That's typical in this country. Running to the aid of the victim.

Rider wants to throw a temper tantrum and throw things at the man's car. "Oh, you're an Uber driver. You need to exercise restraint and keep a cool head when some idiot is throwing things at your car. Just call the police and let them deal with it."


----------



## MadePenniesToday (Feb 24, 2017)

dctcmn said:


> I hope he waited the 5 minutes to get the no show fee.


I don't think that was his rider. There is someone in the backseat he was talking to. The victim(I wouldn't call him a victim) got mad when the window was rolled up.


----------



## Julescase (Mar 29, 2017)

Is it bad that I watched the video 4 times, rooting for the driver each time? 

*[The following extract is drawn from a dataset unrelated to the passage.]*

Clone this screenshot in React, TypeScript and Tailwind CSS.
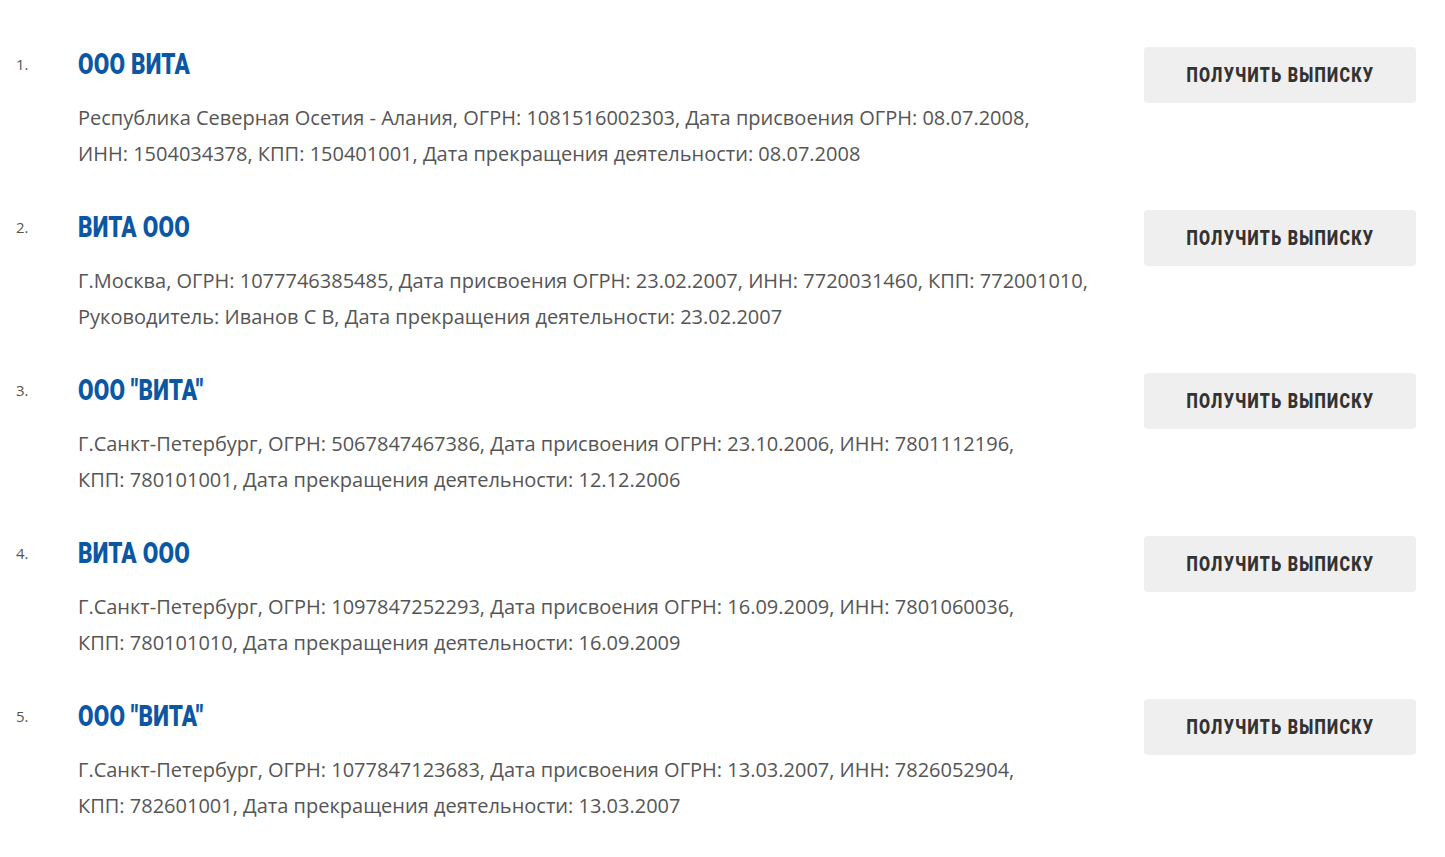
const companies = [
  {
    title: "ООО ВИТА",
    lines: [
      "Республика Северная Осетия - Алания, ОГРН: 1081516002303, Дата присвоения ОГРН: 08.07.2008,",
      "ИНН: 1504034378, КПП: 150401001, Дата прекращения деятельности: 08.07.2008",
    ],
  },
  {
    title: "ВИТА ООО",
    lines: [
      "Г.Москва, ОГРН: 1077746385485, Дата присвоения ОГРН: 23.02.2007, ИНН: 7720031460, КПП: 772001010,",
      "Руководитель: Иванов С В, Дата прекращения деятельности: 23.02.2007",
    ],
  },
  {
    title: 'ООО "ВИТА"',
    lines: [
      "Г.Санкт-Петербург, ОГРН: 5067847467386, Дата присвоения ОГРН: 23.10.2006, ИНН: 7801112196,",
      "КПП: 780101001, Дата прекращения деятельности: 12.12.2006",
    ],
  },
  {
    title: "ВИТА ООО",
    lines: [
      "Г.Санкт-Петербург, ОГРН: 1097847252293, Дата присвоения ОГРН: 16.09.2009, ИНН: 7801060036,",
      "КПП: 780101010, Дата прекращения деятельности: 16.09.2009",
    ],
  },
  {
    title: 'ООО "ВИТА"',
    lines: [
      "Г.Санкт-Петербург, ОГРН: 1077847123683, Дата присвоения ОГРН: 13.03.2007, ИНН: 7826052904,",
      "КПП: 782601001, Дата прекращения деятельности: 13.03.2007",
    ],
  },
];

export default function App() {
  return (
    <div className="w-full min-h-screen bg-white font-['Open_Sans',sans-serif] pt-[47px] pr-[29px]">
      <ol className="flex flex-col gap-[38px]">
        {companies.map((c, i) => (
          <li key={`company_${i}`} className="flex items-start">
            <div className="w-[78px] pl-[16px] text-[15px] leading-[36px] text-[#555] -mt-[1px]">{i + 1}.</div>
            <div className="flex-1 flex flex-col">
              <div className="h-[36px] leading-[36px]">
                <a
                  href="#"
                  className="inline-block origin-left scale-x-[0.75] font-['Roboto',sans-serif] font-black text-[30px] leading-[36px] tracking-[0.3px] text-[#0b57a4] whitespace-nowrap -mt-[1px]"
                >
                  {c.title}
                </a>
              </div>
              <div className="mt-[17px] text-[20px] leading-[36px] text-[#555]">
                {c.lines.map((l, j) => (
                  <div key={`line_${i}_${j}`} className="whitespace-nowrap">{l}</div>
                ))}
              </div>
            </div>
            <button className="w-[272px] h-[56px] rounded-[4px] bg-[#efefef] flex items-center justify-center">
              <span className="inline-block scale-x-[0.8] font-['Roboto',sans-serif] font-black text-[20px] tracking-[1.6px] text-[#333] whitespace-nowrap">
                ПОЛУЧИТЬ ВЫПИСКУ
              </span>
            </button>
          </li>
        ))}
      </ol>
    </div>
  );
}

Ya don't throw shit at Other People's Property and there won't be a frigging problem. 

The phone-thrower had a temper tantrum (slapping his purse on the ground- Lolol!) because he didn't get his special snowflake way and he didn't like it. DEAL WITH IT, SNOWFLAKE!

Plus the puncher is hot. Sorry, but he is.


----------



## dctcmn (Sep 21, 2017)

MadePenniesToday said:


> I don't think that was his rider. There is someone in the backseat he was talking to. The victim(I wouldn't call him a victim) got mad when the window was rolled up.


Maybe it was a pool ride and salmon shorts wanted to bring salmon shirt and widdle guy and the driver told him he could only bring two? I don't know where this video was shot.


----------



## Cableguynoe (Feb 14, 2017)

I’ve been knocked to the ground by a punch before.
While it took me a good 10-15 seconds to get back on my feet, (I may or may not have been knocked back down)
I immediately turned on my side and at least started trying to get up.
Not so much because I wanted a piece of him, but out of embarrassment.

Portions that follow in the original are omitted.